* Source excerpt *
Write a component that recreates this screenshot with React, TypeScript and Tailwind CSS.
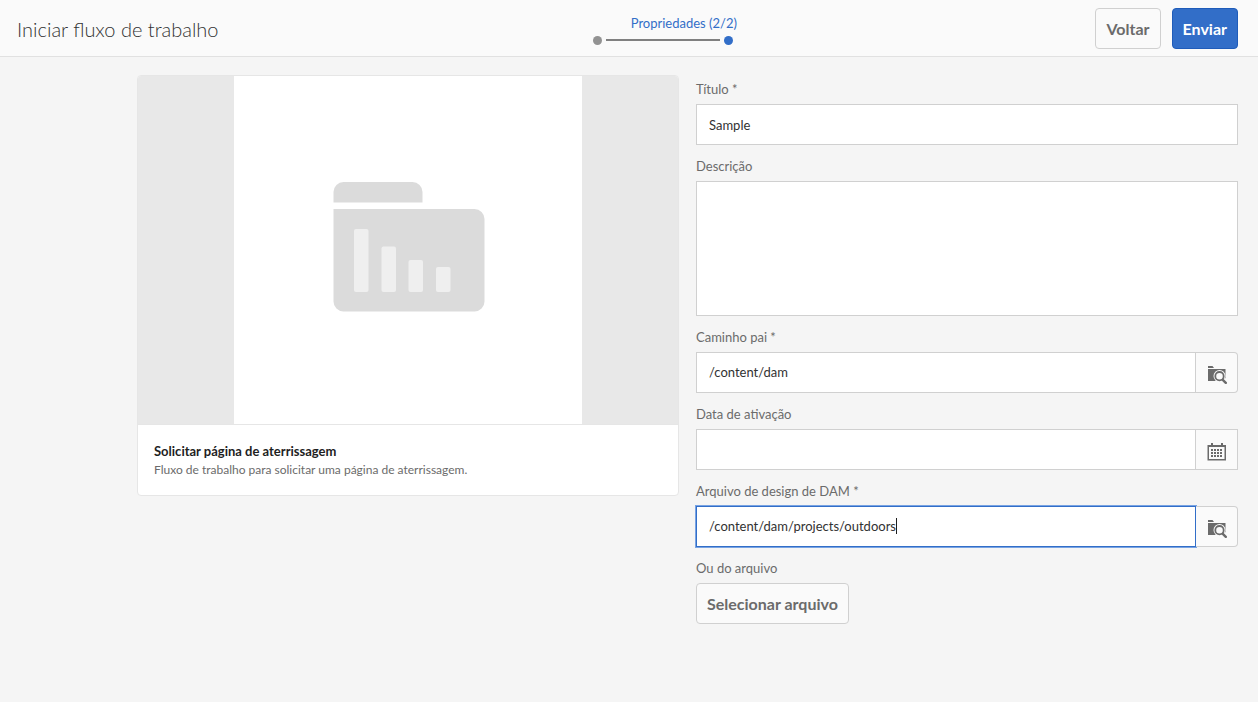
import { ReactNode, useState } from "react";

const fieldClass =
  "block w-full min-w-0 border border-[#d0d0d0] bg-white px-3 text-[13px] text-[#323232] outline-none";

const buttonClass =
  "h-[41px] rounded border px-[10px] pt-px text-base font-bold whitespace-nowrap";

function FolderSearchIcon() {
  return (
    <svg width="20" height="20" viewBox="0 0 20 20" aria-hidden="true">
      <path d="M1 1h4.500l1.500 2H1z" fill="#6b6b6b" />
      <path d="M1 4h17.500v12H1z" fill="#6b6b6b" />
      <circle cx="12.500" cy="11" r="6" fill="#fafafa" />
      <path d="M15 14l4.500-1V20H11v-3z" fill="#fafafa" />
      <circle cx="12.500" cy="11.200" r="4.200" fill="#fafafa" stroke="#6b6b6b" strokeWidth="1.800" />
      <path d="M15.800 14.800l3 3" stroke="#6b6b6b" strokeWidth="2.400" strokeLinecap="round" />
    </svg>
  );
}

function CalendarIcon() {
  const xs = [4, 7, 10, 13];
  const ys = [7, 10, 13];
  return (
    <svg width="20" height="20" viewBox="0 0 20 20" aria-hidden="true">
      <path d="M0.500 3h18.500v15.500H0.500zM2 5v12h15.500V5z" fill="#6b6b6b" fillRule="evenodd" />
      <path d="M4 1h2v4H4zM14 1h2v4h-2z" fill="#6b6b6b" />
      {ys.map((y) => xs.map((x) => <rect key={`${x}-${y}`} x={x} y={y} width="2" height="2" fill="#6b6b6b" />))}
    </svg>
  );
}

function Field({ id, label, children }: { id: string; label: string; children: ReactNode }) {
  return (
    <div>
      <label htmlFor={id} className="mb-[3px] block text-[13px] leading-6 text-[#6b6b6b]">
        {label}
      </label>
      {children}
    </div>
  );
}

function Thumbnail() {
  return (
    <svg className="size-[348px] bg-white" viewBox="0 1 348 348" aria-hidden="true">
      <path d="M99.500 127.500V117a10 10 0 0 1 10-10h69a10 10 0 0 1 10 10v10.500z" fill="#dbdbdb" />
      <path d="M99.500 134h141a10 10 0 0 1 10 10v82.500a10 10 0 0 1-10 10h-131a10 10 0 0 1-10-10z" fill="#dbdbdb" />
      <g fill="#efefef">
        <rect x="120" y="154" width="14.500" height="63" rx="2" />
        <rect x="147.500" y="171.500" width="14.500" height="45.500" rx="2" />
        <rect x="174.500" y="185" width="14.500" height="32" rx="2" />
        <rect x="202" y="192" width="14.500" height="25" rx="2" />
      </g>
    </svg>
  );
}

export default function App() {
  const [title, setTitle] = useState("Sample");
  const [parent, setParent] = useState("/content/dam");
  const [design, setDesign] = useState("/content/dam/projects/outdoors");

  return (
    <div className="min-h-screen bg-[#f5f5f5] font-['Lato','Open_Sans',sans-serif] text-[#6b6b6b]">
      <header className="flex h-[57px] items-center justify-between border-b border-[#e1e1e1] bg-[#fafafa] pt-px pr-5 pl-[17px]">
        <h1 className="text-xl font-light text-[#323232]">Iniciar fluxo de trabalho</h1>
        <div className="ml-3 flex flex-col items-end">
          <span className="-mr-1 text-[13px] leading-5 text-[#326ec8]">Propriedades (2/2)</span>
          <div className="mt-[3px] flex items-center gap-1">
            <span className="size-[9px] rounded-full bg-[#929292]" />
            <span className="h-[2px] w-[114px] bg-[#808080]" />
            <span className="size-[9px] rounded-full bg-[#326ec8]" />
          </div>
        </div>
        <div className="flex gap-[11px]">
          <button type="button" className={`${buttonClass} border-[#d0d0d0] bg-[#fafafa]`}>
            Voltar
          </button>
          <button type="button" className={`${buttonClass} border-[#1f5cba] bg-[#326ec8] text-white`}>
            Enviar
          </button>
        </div>
      </header>

      <main className="grid grid-cols-2 items-start gap-[17px] pt-[18px] pr-5 pb-6 pl-[137px]">
        <article className="overflow-hidden rounded border border-[#e6e6e6] bg-white">
          <div className="flex justify-center border-b border-[#e6e6e6] bg-[#e8e8e8]">
            <Thumbnail />
          </div>
          <div className="p-4">
            <h2 className="text-[13px] leading-5 font-bold text-[#1e1e1e]">Solicitar página de aterrissagem</h2>
            <p className="text-xs leading-[18px]">Fluxo de trabalho para solicitar uma página de aterrissagem.</p>
          </div>
        </article>

        <form className="flex flex-col gap-[9px] pt-[2px]" onSubmit={(e) => e.preventDefault()}>
          <Field id="title" label="Título *">
            <input id="title" className={`${fieldClass} h-[41px]`} value={title} onChange={(e) => setTitle(e.target.value)} />
          </Field>
          <Field id="description" label="Descrição">
            <textarea id="description" className={`${fieldClass} h-[135px] resize-none py-2`} />
          </Field>
          <Field id="parent" label="Caminho pai *">
            <div className="flex h-[41px]">
              <input id="parent" className={`${fieldClass} flex-1`} value={parent} onChange={(e) => setParent(e.target.value)} />
              <button type="button" aria-label="Procurar" className="flex w-[42px] items-center justify-center rounded-r border border-l-0 border-[#d0d0d0] bg-[#fafafa] pt-1">
                <FolderSearchIcon />
              </button>
            </div>
          </Field>
          <Field id="date" label="Data de ativação">
            <div className="flex h-[41px]">
              <input id="date" className={`${fieldClass} flex-1`} />
              <button type="button" aria-label="Calendário" className="flex w-[42px] items-center justify-center border border-l-0 border-[#d0d0d0] bg-[#fafafa] pt-1">
                <CalendarIcon />
              </button>
            </div>
          </Field>
          <Field id="design" label="Arquivo de design de DAM *">
            <div className="relative flex h-[41px]">
              <input
                id="design"
                autoFocus
                className="block w-full min-w-0 flex-1 border border-[#326ec8] bg-white px-3 text-[13px] text-[#323232] caret-transparent shadow-[0_0_0_1px_#78a3e3] outline-none"
                value={design}
                onChange={(e) => setDesign(e.target.value)}
              />
              <span className="absolute top-3 left-[200px] h-4 w-px bg-[#1e1e1e]" />
              <button type="button" aria-label="Procurar" className="flex w-[42px] items-center justify-center rounded-r border border-l-0 border-[#d0d0d0] bg-[#fafafa] pt-1">
                <FolderSearchIcon />
              </button>
            </div>
          </Field>
          <Field id="file" label="Ou do arquivo">
            <button id="file" type="button" className={`${buttonClass} border-[#d0d0d0] bg-[#fafafa]`}>
              Selecionar arquivo
            </button>
          </Field>
        </form>
      </main>
    </div>
  );
}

* Challenge *
Word for word, quote the full listing, omitting every picture.

* Result *
Write a component that recreates this screenshot with React, TypeScript and Tailwind CSS.
import { ReactNode, useState } from "react";

const fieldClass =
  "block w-full min-w-0 border border-[#d0d0d0] bg-white px-3 text-[13px] text-[#323232] outline-none";

const buttonClass =
  "h-[41px] rounded border px-[10px] pt-px text-base font-bold whitespace-nowrap";

function FolderSearchIcon() {
  return (
    <svg width="20" height="20" viewBox="0 0 20 20" aria-hidden="true">
      <path d="M1 1h4.500l1.500 2H1z" fill="#6b6b6b" />
      <path d="M1 4h17.500v12H1z" fill="#6b6b6b" />
      <circle cx="12.500" cy="11" r="6" fill="#fafafa" />
      <path d="M15 14l4.500-1V20H11v-3z" fill="#fafafa" />
      <circle cx="12.500" cy="11.200" r="4.200" fill="#fafafa" stroke="#6b6b6b" strokeWidth="1.800" />
      <path d="M15.800 14.800l3 3" stroke="#6b6b6b" strokeWidth="2.400" strokeLinecap="round" />
    </svg>
  );
}

function CalendarIcon() {
  const xs = [4, 7, 10, 13];
  const ys = [7, 10, 13];
  return (
    <svg width="20" height="20" viewBox="0 0 20 20" aria-hidden="true">
      <path d="M0.500 3h18.500v15.500H0.500zM2 5v12h15.500V5z" fill="#6b6b6b" fillRule="evenodd" />
      <path d="M4 1h2v4H4zM14 1h2v4h-2z" fill="#6b6b6b" />
      {ys.map((y) => xs.map((x) => <rect key={`${x}-${y}`} x={x} y={y} width="2" height="2" fill="#6b6b6b" />))}
    </svg>
  );
}

function Field({ id, label, children }: { id: string; label: string; children: ReactNode }) {
  return (
    <div>
      <label htmlFor={id} className="mb-[3px] block text-[13px] leading-6 text-[#6b6b6b]">
        {label}
      </label>
      {children}
    </div>
  );
}

function Thumbnail() {
  return (
    <svg className="size-[348px] bg-white" viewBox="0 1 348 348" aria-hidden="true">
      <path d="M99.500 127.500V117a10 10 0 0 1 10-10h69a10 10 0 0 1 10 10v10.500z" fill="#dbdbdb" />
      <path d="M99.500 134h141a10 10 0 0 1 10 10v82.500a10 10 0 0 1-10 10h-131a10 10 0 0 1-10-10z" fill="#dbdbdb" />
      <g fill="#efefef">
        <rect x="120" y="154" width="14.500" height="63" rx="2" />
        <rect x="147.500" y="171.500" width="14.500" height="45.500" rx="2" />
        <rect x="174.500" y="185" width="14.500" height="32" rx="2" />
        <rect x="202" y="192" width="14.500" height="25" rx="2" />
      </g>
    </svg>
  );
}

export default function App() {
  const [title, setTitle] = useState("Sample");
  const [parent, setParent] = useState("/content/dam");
  const [design, setDesign] = useState("/content/dam/projects/outdoors");

  return (
    <div className="min-h-screen bg-[#f5f5f5] font-['Lato','Open_Sans',sans-serif] text-[#6b6b6b]">
      <header className="flex h-[57px] items-center justify-between border-b border-[#e1e1e1] bg-[#fafafa] pt-px pr-5 pl-[17px]">
        <h1 className="text-xl font-light text-[#323232]">Iniciar fluxo de trabalho</h1>
        <div className="ml-3 flex flex-col items-end">
          <span className="-mr-1 text-[13px] leading-5 text-[#326ec8]">Propriedades (2/2)</span>
          <div className="mt-[3px] flex items-center gap-1">
            <span className="size-[9px] rounded-full bg-[#929292]" />
            <span className="h-[2px] w-[114px] bg-[#808080]" />
            <span className="size-[9px] rounded-full bg-[#326ec8]" />
          </div>
        </div>
        <div className="flex gap-[11px]">
          <button type="button" className={`${buttonClass} border-[#d0d0d0] bg-[#fafafa]`}>
            Voltar
          </button>
          <button type="button" className={`${buttonClass} border-[#1f5cba] bg-[#326ec8] text-white`}>
            Enviar
          </button>
        </div>
      </header>

      <main className="grid grid-cols-2 items-start gap-[17px] pt-[18px] pr-5 pb-6 pl-[137px]">
        <article className="overflow-hidden rounded border border-[#e6e6e6] bg-white">
          <div className="flex justify-center border-b border-[#e6e6e6] bg-[#e8e8e8]">
            <Thumbnail />
          </div>
          <div className="p-4">
            <h2 className="text-[13px] leading-5 font-bold text-[#1e1e1e]">Solicitar página de aterrissagem</h2>
            <p className="text-xs leading-[18px]">Fluxo de trabalho para solicitar uma página de aterrissagem.</p>
          </div>
        </article>

        <form className="flex flex-col gap-[9px] pt-[2px]" onSubmit={(e) => e.preventDefault()}>
          <Field id="title" label="Título *">
            <input id="title" className={`${fieldClass} h-[41px]`} value={title} onChange={(e) => setTitle(e.target.value)} />
          </Field>
          <Field id="description" label="Descrição">
            <textarea id="description" className={`${fieldClass} h-[135px] resize-none py-2`} />
          </Field>
          <Field id="parent" label="Caminho pai *">
            <div className="flex h-[41px]">
              <input id="parent" className={`${fieldClass} flex-1`} value={parent} onChange={(e) => setParent(e.target.value)} />
              <button type="button" aria-label="Procurar" className="flex w-[42px] items-center justify-center rounded-r border border-l-0 border-[#d0d0d0] bg-[#fafafa] pt-1">
                <FolderSearchIcon />
              </button>
            </div>
          </Field>
          <Field id="date" label="Data de ativação">
            <div className="flex h-[41px]">
              <input id="date" className={`${fieldClass} flex-1`} />
              <button type="button" aria-label="Calendário" className="flex w-[42px] items-center justify-center border border-l-0 border-[#d0d0d0] bg-[#fafafa] pt-1">
                <CalendarIcon />
              </button>
            </div>
          </Field>
          <Field id="design" label="Arquivo de design de DAM *">
            <div className="relative flex h-[41px]">
              <input
                id="design"
                autoFocus
                className="block w-full min-w-0 flex-1 border border-[#326ec8] bg-white px-3 text-[13px] text-[#323232] caret-transparent shadow-[0_0_0_1px_#78a3e3] outline-none"
                value={design}
                onChange={(e) => setDesign(e.target.value)}
              />
              <span className="absolute top-3 left-[200px] h-4 w-px bg-[#1e1e1e]" />
              <button type="button" aria-label="Procurar" className="flex w-[42px] items-center justify-center rounded-r border border-l-0 border-[#d0d0d0] bg-[#fafafa] pt-1">
                <FolderSearchIcon />
              </button>
            </div>
          </Field>
          <Field id="file" label="Ou do arquivo">
            <button id="file" type="button" className={`${buttonClass} border-[#d0d0d0] bg-[#fafafa]`}>
              Selecionar arquivo
            </button>
          </Field>
        </form>
      </main>
    </div>
  );
}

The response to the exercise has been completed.